Effect of dissolved CO2 on the potential stability of all-solid-state ion-selective electrodes

Abstract

The influence of dissolved CO₂ on the potentiometric responses of all-solid-state ion-selective electrodes (ISEs) was systematically examined with four different types of electrodes fabricated by pairing pH-sensitive and pH-insensitive metal electrodes (Pt and Ag/AgCl, respectively) with pH-sensitive and pH-insensitive ion-selective membranes (H⁺-selective membrane based on tridodecylamine and Na⁺-selective membrane based on tetraethyl calix[4]arenetetraacetate, respectively). The experimental results clearly showed that the carbonic acid formed by the diffused CO₂ and water vapor at the membrane/metal electrode interface varies the phase boundary potentials both at the inner side of the H⁺-selective membrane (ΔEⁱⁿ_mem) and at the metal electrode surface (ΔE_elec). The potential changes, ΔEⁱⁿ_mem and ΔE_elec, occurring at the facing boundaries, are opposite in their sign and result in a canceling effect if both the membrane and metal surface are pH-sensitive. Consequently, the H⁺-selective membrane coated on a pH-sensitive electrode (Pt) tends to exhibit a smaller CO₂ interference than that on a pH-insensitive electrode (Ag/AgCl). When the all-solid-state Na⁺ and K⁺ ISEs were fabricated with both pH-insensitive metal electrode and ion-selective membrane, they did not suffer from CO₂ interference. It was also confirmed that plasticization of the PVC leads to increased CO₂ permeation.
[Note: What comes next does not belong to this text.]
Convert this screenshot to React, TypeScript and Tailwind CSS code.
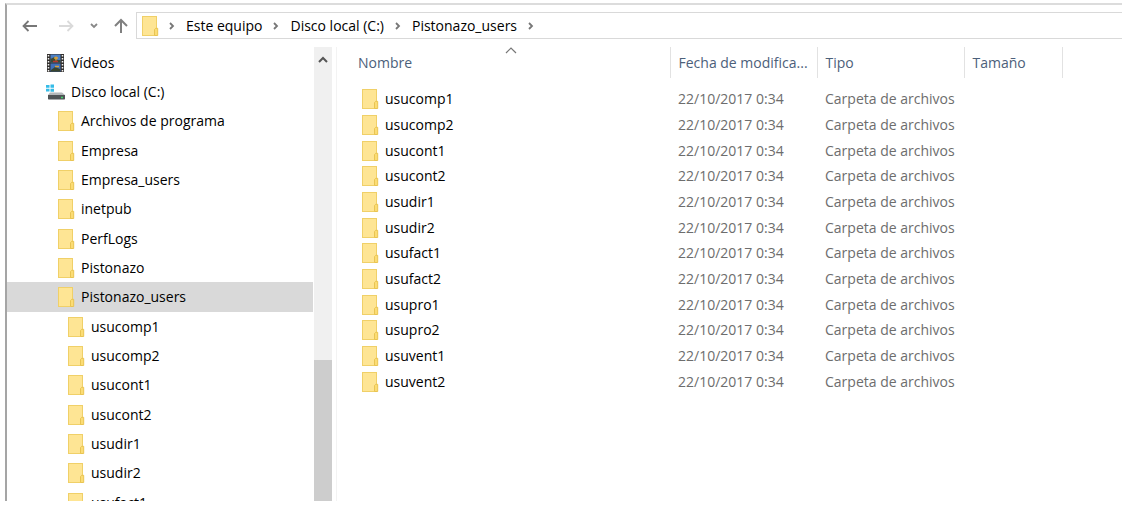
import { Fragment } from "react";

function Folder() {
  return (
    <svg width="17" height="20" viewBox="0 0 17 20" className="shrink-0" aria-hidden="true">
      <rect x="0.5" y="0.5" width="14" height="19" fill="#fee594" stroke="#f0d068" />
      <path d="M12.500 19.500v-6l1.200-1.200h2v7.200z" fill="#fbdc74" stroke="#e9c452" />
    </svg>
  );
}

function VideoIcon() {
  return (
    <svg width="17" height="18" viewBox="0 0 17 18" className="shrink-0" aria-hidden="true">
      <rect width="17" height="18" fill="#33302e" />
      <rect x="3.500" y="0.500" width="10" height="8" fill="#4b7fc4" />
      <rect x="3.500" y="9.500" width="10" height="8" fill="#3f6fb8" />
      <path d="M3.500 5l4-2 3 3h3v2.500h-10z" fill="#3c4a35" />
      <path d="M7 4h4M9 2.500v4" stroke="#d8a23a" strokeWidth="1.500" />
      <path d="M6 7.500h5" stroke="#b9342c" strokeWidth="1.500" />
      <path d="M4 16l4-3 5 2v2.500H4z" fill="#39442f" />
      <path d="M8 12.500h4" stroke="#d8a23a" strokeWidth="1.500" />
      <path d="M1.500 1v17M15.500 1v17" stroke="#f2f2f2" strokeWidth="1.500" strokeDasharray="1.500 1.500" />
    </svg>
  );
}

function DriveIcon() {
  return (
    <svg width="19" height="16" viewBox="0 0 19 16" className="shrink-0" aria-hidden="true">
      <path d="M0 1h3.500v2.700H0zM4.500 0.500H8v3.200H4.500zM0 4.700h3.500v2.800H0zM4.500 4.700H8v3H4.500z" fill="#35bce8" />
      <path d="M4 8.500h12l3 2.500H2z" fill="#b4b7ba" />
      <path d="M2 11h17v4l-.500.500h-16L2 15z" fill="#4f5356" />
      <path d="M15 13.500h2" stroke="#43d26a" strokeWidth="1.500" />
    </svg>
  );
}

function Chevron() {
  return (
    <svg width="6" height="8" viewBox="0 0 6 8" className="shrink-0" aria-hidden="true">
      <path d="M1 1l3 3-3 3" fill="none" stroke="#777" strokeWidth="1.800" />
    </svg>
  );
}

const users = [
  "usucomp1", "usucomp2", "usucont1", "usucont2", "usudir1", "usudir2",
  "usufact1", "usufact2", "usupro1", "usupro2", "usuvent1", "usuvent2",
];

const tree = [
  { name: "Vídeos", level: 0, icon: "video" },
  { name: "Disco local (C:)", level: 0, icon: "drive" },
  ...["Archivos de programa", "Empresa", "Empresa_users", "inetpub", "PerfLogs", "Pistonazo", "Pistonazo_users"].map(
    (name) => ({ name, level: 1, icon: "folder" }),
  ),
  ...users.slice(0, 7).map((name) => ({ name, level: 2, icon: "folder" })),
];

const indent = ["pl-[39px]", "pl-[51px]", "pl-[61px]"];
const crumbs = ["Este equipo", "Disco local (C:)", "Pistonazo_users"];

function Toolbar() {
  return (
    <header className="flex h-[27px] shrink-0 items-center">
      <nav aria-label="Navegación" className="flex w-[129px] shrink-0 items-center pl-[15px]">
        <button type="button" aria-label="Atrás" className="w-9">
          <svg width="16" height="12" viewBox="0 0 16 12" fill="none" stroke="#777" strokeWidth="1.800" aria-hidden="true">
            <path d="M15 6H2M6.500 1L1.500 6l5 5" />
          </svg>
        </button>
        <button type="button" aria-label="Adelante" className="w-8">
          <svg width="16" height="12" viewBox="0 0 16 12" fill="none" stroke="#dadada" strokeWidth="1.800" aria-hidden="true">
            <path d="M1 6h13M9.500 1l5 5-5 5" />
          </svg>
        </button>
        <button type="button" aria-label="Ubicaciones recientes" className="w-6">
          <svg width="8" height="6" viewBox="0 0 8 6" fill="none" stroke="#888" strokeWidth="1.800" aria-hidden="true">
            <path d="M1 1l3 3 3-3" />
          </svg>
        </button>
        <button type="button" aria-label="Subir">
          <svg width="14" height="16" viewBox="0 0 14 16" fill="none" stroke="#808080" strokeWidth="2" aria-hidden="true">
            <path d="M7 15V2M1 8l6-6 6 6" />
          </svg>
        </button>
      </nav>
      <nav aria-label="Ruta" className="flex h-[27px] min-w-0 flex-1 items-center border-y border-l border-[#d9d9d9] pl-[5px]">
        <Folder />
        <div className="flex items-center gap-[11px] pl-[10px]">
          <Chevron />
          {crumbs.map((crumb) => (
            <Fragment key={crumb}>
              <a href="#" className="whitespace-nowrap">{crumb}</a>
              <Chevron />
            </Fragment>
          ))}
        </div>
      </nav>
    </header>
  );
}

function Tree() {
  return (
    <ul className="min-w-0 flex-1 overflow-hidden pt-px">
      {tree.map((item) => (
        <li key={item.name} className={`h-[29px] nth-[3n]:h-[30px] ${item.name === "Pistonazo_users" ? "bg-[#d9d9d9]" : ""}`}>
          <a href="#" className={`flex h-full items-center gap-[6px] ${indent[item.level]}`}>
            <span className={`flex shrink-0 ${item.level === 0 ? "w-[19px] justify-center" : ""}`}>
              {item.icon === "video" ? <VideoIcon /> : item.icon === "drive" ? <DriveIcon /> : <Folder />}
            </span>
            <span className="whitespace-nowrap">{item.name}</span>
          </a>
        </li>
      ))}
    </ul>
  );
}

function FileList() {
  return (
    <main className="min-w-0 flex-1 overflow-hidden border-l border-[#f3f3f3]">
      <table className="w-full table-fixed border-collapse text-left">
        <colgroup>
          <col className="w-[333px]" />
          <col className="w-[147px]" />
          <col className="w-[147px]" />
          <col className="w-[98px]" />
          <col />
        </colgroup>
        <thead className="text-[#4c607a]">
          <tr className="h-[31px]">
            <th className="relative border-r border-[#e2e2e2] p-0 pl-[21px] font-normal">
              Nombre
              <svg width="12" height="7" viewBox="0 0 12 7" className="absolute top-0 right-[153px]" fill="none" stroke="#777" strokeWidth="1.200" aria-hidden="true">
                <path d="M1 6l5-5 5 5" />
              </svg>
            </th>
            <th className="border-r border-[#e2e2e2] p-0 pl-2 font-normal whitespace-nowrap">Fecha de modifica...</th>
            <th className="border-r border-[#e2e2e2] p-0 pl-2 font-normal">Tipo</th>
            <th className="border-r border-[#e2e2e2] p-0 pl-2 font-normal">Tamaño</th>
            <th className="p-0" />
          </tr>
        </thead>
        <tbody className="text-[#6d6d6d] before:block before:h-2">
          {users.map((user) => (
            <tr key={user} className="h-[26px] nth-[3n]:h-[25px]">
              <td className="p-0 pl-[25px]">
                <a href="#" className="flex items-center gap-[6px] text-black">
                  <Folder />
                  <span>{user}</span>
                </a>
              </td>
              <td className="p-0 pl-2">22/10/2017 0:34</td>
              <td className="p-0 pl-2 whitespace-nowrap">Carpeta de archivos</td>
              <td className="p-0" />
              <td className="p-0" />
            </tr>
          ))}
        </tbody>
      </table>
    </main>
  );
}

export default function App() {
  return (
    <div className="h-screen bg-white pt-[3px] pr-2 pb-[13px] pl-[5px] font-['Open_Sans','Noto_Sans',sans-serif] text-[14px] leading-5 text-black">
      <div className="flex h-full flex-col overflow-hidden border-t-2 border-l-2 border-t-[#dcdcdc] border-l-[#a5a5a5] pt-[7px]">
        <Toolbar />
        <div className="flex min-h-0 flex-1 pt-2">
          <aside className="flex w-[329px] shrink-0 pr-1">
            <Tree />
            <div className="ml-px flex w-[18px] shrink-0 flex-col bg-[#f0f0f0]">
              <button type="button" aria-label="Desplazar hacia arriba" className="flex h-6 shrink-0 items-center justify-center">
                <svg width="10" height="7" viewBox="0 0 10 7" fill="none" stroke="#555" strokeWidth="2" aria-hidden="true">
                  <path d="M1 6l4-4 4 4" />
                </svg>
              </button>
              <div className="mt-auto h-[31%] bg-[#cdcdcd]" />
            </div>
          </aside>
          <FileList />
        </div>
      </div>
    </div>
  );
}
Various types of intermediate layers were examined to reduce the CO₂ interference problem in the fabrication of H⁺-selective all-solid-state ISEs. The results indicated that the H⁺-selective electrode needs an intermediate layer that maintains a constant pH unless the carbonic acid formation at the interfacial area is effectively quenched.